The flyers wound up in the trash by the end of the day.
This was that first year, in 2008, when the business finished with a $175,000 total gross.
He didn’t attempt any outside sales for six more years. In the meantime, he and Cooper scraped money together to put a small ad in a coupon mailer.
Get people in the door, then win them over. That was the only strategy for six years. Revenue doubled, but the shop operated right at its break-even point.
“It was at that point that we decided to reinvest in the business,” he says. “We had a great building, great layout and great location. There had to be a way to do this.”
In 2014, in search of some general business networking, Winston joined the local chamber of commerce. He and Cooper also began working with a coach (Jon Francis out of Pennsylvania, who has been featured in Ratchet+Wrench before for his community-focused operational approach), and that sured up some of the business’s financial approaches. But, overall, Winston says nothing changed the business more than the simple move of joining the chamber.

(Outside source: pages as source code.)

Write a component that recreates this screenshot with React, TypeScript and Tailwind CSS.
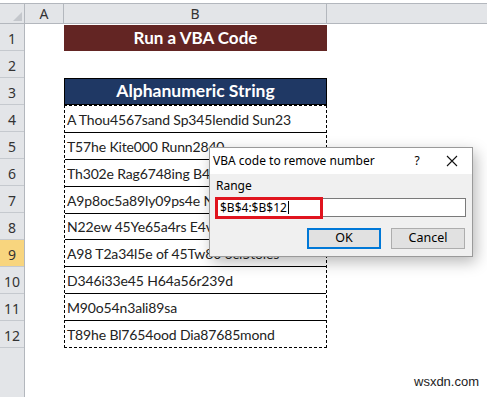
import React from 'react';

const rows = [
  'A Thou4567sand Sp345lendid Sun23',
  'T57he Kite000 Runn2840',
  'Th302e Rag6748ing B4ull',
  'A9p8oc5a89ly09ps4e Now',
  'N22ew 45Ye65a4rs E4ve',
  'A98 T2a34l5e of 45Tw80 6ci5toies',
  'D346i33e45 H64a56r239d',
  'M90o54n3ali89sa',
  'T89he Bl7654ood Dia87685mond',
];

const cellFont = { fontFamily: 'Lato, "Open Sans", sans-serif' };
const uiFont = { fontFamily: '"Noto Sans", "Open Sans", sans-serif' };

const App: React.FC = () => {
  const nums = Array.from({ length: 12 }, (_, i) => i + 1);

  return (
    <div className="relative w-[487px] h-[397px] overflow-hidden bg-white pt-[3px]" style={uiFont}>
      {/* column headers */}
      <div className="flex h-[21px] border-t border-b border-[#b3b7bd] bg-[#e3e5e8] text-[14px] text-[#333]">
        <div className="w-[25px] border-r border-[#b3b7bd] flex items-end justify-end p-[2px]">
          <div className="w-0 h-0 border-l-[9px] border-l-transparent border-b-[9px] border-b-[#c4c7cc]" />
        </div>
        <div className="w-[39px] border-r border-[#b3b7bd] flex items-center justify-center">A</div>
        <div className="w-[263px] border-r border-[#b3b7bd] flex items-center justify-center">B</div>
        <div className="flex-1" />
      </div>

      <div className="flex">
        {/* row numbers */}
        <div className="w-[25px] h-[373px] bg-[#e3e5e8] border-r border-[#b3b7bd] flex flex-col text-[14px] text-[#333]">
          {nums.map((n) => (
            <div
              key={n}
              className={`h-[27px] border-b border-[#c5c9ce] flex items-center justify-center pt-[2px] ${n === 9 ? 'bg-[#f8d57e]' : ''}`}
            >
              {n}
            </div>
          ))}
        </div>

        {/* column A */}
        <div className="w-[39px]" />

        {/* column B */}
        <div className="w-[263px] flex flex-col" style={cellFont}>
          <div className="h-[27px] pt-px">
            <div className="h-full bg-[#632523] text-white font-bold text-[17px] flex items-center justify-center">
              Run a VBA Code
            </div>
          </div>
          <div className="h-[27px]" />
          <div className="h-[27px] bg-[#1f3864] border border-black text-white font-bold text-[17.5px] flex items-center justify-center">
            Alphanumeric String
          </div>
          <div className="h-[243px] border border-dashed border-black flex flex-col">
            {rows.map((t, i) => (
              <div
                key={i}
                className={`flex-1 flex items-end pl-[2px] pb-[2px] text-[14px] tracking-[-0.15px] text-[#222] whitespace-nowrap ${i < rows.length - 1 ? 'border-b border-black' : ''}`}
              >
                {t}
              </div>
            ))}
          </div>
        </div>

        {/* column C */}
        <div className="flex-1" />
      </div>

      {/* dialog */}
      <div className="absolute left-[209px] top-[147px] w-[264px] h-[110px] border border-[#9a9a9a] bg-[#f0f0f0] shadow-[3px_5px_14px_rgba(0,0,0,0.28)] flex flex-col">
        <div className="h-[26px] bg-white flex items-center pl-[3px] text-[12px] text-black">
          <span className="flex-1">VBA code to remove number</span>
          <span className="w-[30px] text-center">?</span>
          <svg className="mx-[14px]" width="12" height="12" viewBox="0 0 12 12">
            <path d="M1 1 L11 11 M11 1 L1 11" stroke="#111" strokeWidth="1.1" />
          </svg>
        </div>
        <div className="flex-1 flex flex-col px-[6px] pt-[6px]">
          <div className="text-[12px] text-black leading-none">Range</div>
          <div className="relative mt-[6px] h-[19px] bg-white border border-[#7a7a7a] flex items-center pl-[3px] text-[12px] text-black">
            $B$4:$B$12<span className="ml-px w-px h-[13px] bg-black" />
            <div className="absolute left-[-2px] top-[-2px] w-[108px] h-[22px] border-[3px] border-[#e0141e]" />
          </div>
          <div className="flex justify-end gap-[10px] mt-[11px] pr-px">
            <div className="w-[74px] h-[21px] bg-[#e1e1e1] border-2 border-[#0078d7] flex items-center justify-center text-[12.5px] text-black">
              OK
            </div>
            <div className="w-[74px] h-[21px] bg-[#e1e1e1] border border-[#adadad] flex items-center justify-center text-[12.5px] text-black">
              Cancel
            </div>
          </div>
        </div>
      </div>

      <div className="absolute left-[414px] top-[372px] text-[13px] text-[#222]" style={{ fontFamily: '"Liberation Sans", Arial, sans-serif' }}>
        wsxdn.com
      </div>
    </div>
  );
};

export default App;
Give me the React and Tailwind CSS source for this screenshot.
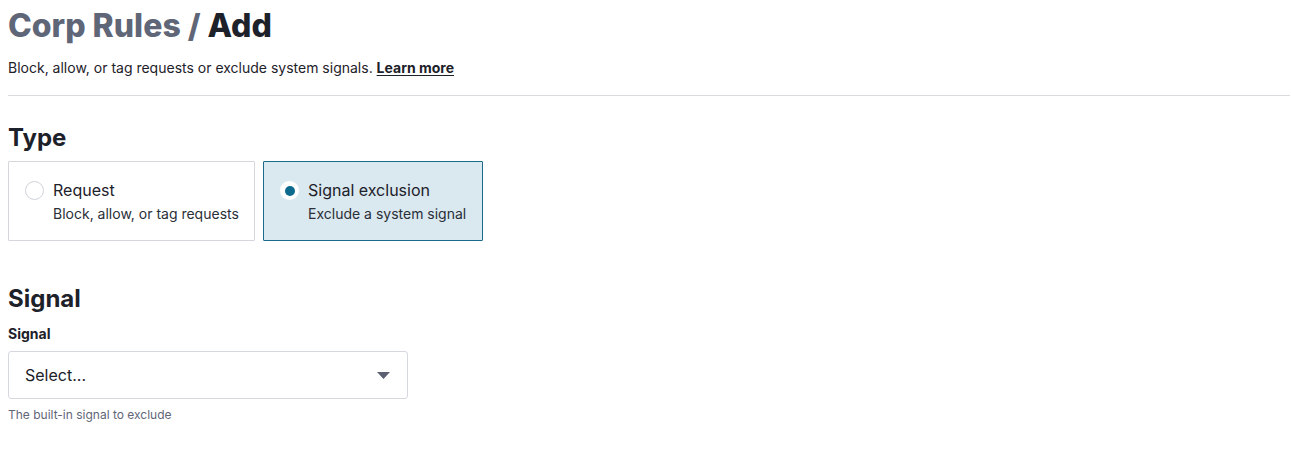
import { useState } from 'react';

const types = [
  { id: 'request', title: 'Request', desc: 'Block, allow, or tag requests', w: 'w-[247px]' },
  { id: 'signal', title: 'Signal exclusion', desc: 'Exclude a system signal', w: 'w-[220px]' },
];

const App = () => {
  const [type, setType] = useState('signal');

  return (
    <div className="min-h-screen bg-white pl-2 pr-px text-[#1d2129] font-['Inter',sans-serif]">
      <header className="pt-[6px]">
        <h1 className="text-[32px] font-extrabold leading-[40px]">
          <span className="text-[#5f6677]">Corp Rules / </span>
          <span>Add</span>
        </h1>
        <p className="mt-[13px] text-[14px] leading-[18px] text-[#1d2129]">
          Block, allow, or tag requests or exclude system signals.{' '}
          <a href="#" className="font-bold underline underline-offset-2">Learn more</a>
        </p>
      </header>

      <hr className="mt-[18px] border-t border-[#d9d9de]" />

      <section className="mt-[27px]">
        <h2 className="text-[24px] font-bold leading-[30px]">Type</h2>
        <div className="mt-[8px] flex gap-2">
          {types.map((t) => {
            const active = type === t.id;
            return (
              <button
                key={t.id}
                onClick={() => setType(t.id)}
                className={`${t.w} h-[80px] flex items-start gap-[9px] rounded-[1px] border px-[16px] pt-[18px] text-left whitespace-nowrap ${
                  active ? 'border-[#1b6a8b] bg-[#dae8ef]' : 'border-[#d5d7dc] bg-white'
                }`}
              >
                <span
                  className={`mt-[1px] flex h-[19px] w-[19px] shrink-0 items-center justify-center rounded-full bg-white ${
                    active ? '' : 'border border-[#cfd3da]'
                  }`}
                >
                  {active && <span className="h-[10px] w-[10px] rounded-full bg-[#0b6a8e]" />}
                </span>
                <span className="flex flex-col">
                  <span className="text-[16px] leading-[20px] text-[#1d2129]">{t.title}</span>
                  <span className="mt-[5px] text-[14px] leading-[18px] text-[#2a2f38]">{t.desc}</span>
                </span>
              </button>
            );
          })}
        </div>
      </section>

      <section className="mt-[43px]">
        <h2 className="text-[24px] font-bold leading-[30px]">Signal</h2>
        <label className="mt-[11px] block text-[14px] font-bold leading-[18px]">Signal</label>
        <div className="mt-[8px] flex h-[48px] w-[400px] items-center justify-between rounded-[3px] border border-[#d5d8de] pl-[16px] pr-[17px]">
          <span className="text-[16px] text-[#1d2129]">Select...</span>
          <svg width="13" height="7" viewBox="0 0 13 7">
            <path d="M0 0h13L6.5 7z" fill="#5b6170" />
          </svg>
        </div>
        <p className="mt-[8px] text-[12px] leading-[16px] text-[#5f6677]">The built-in signal to exclude</p>
      </section>
    </div>
  );
};

export default App;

“I joined what they call a Gold Mine Group, a group of business owners that meet once a week to discuss how they can grow their business and how they can grow personally,” he says. “The connections made have made an incredible difference. It’s led to referrals and customers and a lot of growth. I now try to go to every event. I love it.”
And, Winston says he’s always armed with his best one-on-one marketing tactice: his 15-second elevator pitch.
“When you’re out in the community and you meet someone new, you usually have a very short window to make an impression and be able to discuss your business,” he explains. “I have a pitch I go through in about 15 seconds. It might change a little from time to time, but more or less, it’s always the same.”
Here’s Winston’s pitch:
Hi, My name is Nate. How are you? I’m with ECP Auto Repair & Service. We are located here in Cuyahoga Falls, Ohio. We are a full-service auto repair shop, and we're definitely not like any other shop—very unique, very different. We’d love to have you come in and check out the place and we can get to know more about you. Since the shop began focusing on community engagement, revenue has nearly doubled again in the course of two years. In 2016, the business is on pace to surpass $600,000.
No Silver Bullet
There won’t ever be a single moment that saves a business, Winston says. There are a handful he points to as “turning points.” But to put too much weight into those would diminish the hard work he and his partner put into every job, every repair, every customer interaction the past eight years.
The business has grown and changed immensely from that first night in 2008. But Winston says his basic approach hasn’t changed.
“You just have to give yourself opportunities to win customers over; that’s the key. That’s what marketing is all about,” he says. “Nothing comes easy. There aren’t any silver bullets. You have to do things the right way, and keep at it. Eventually, it all settles down.”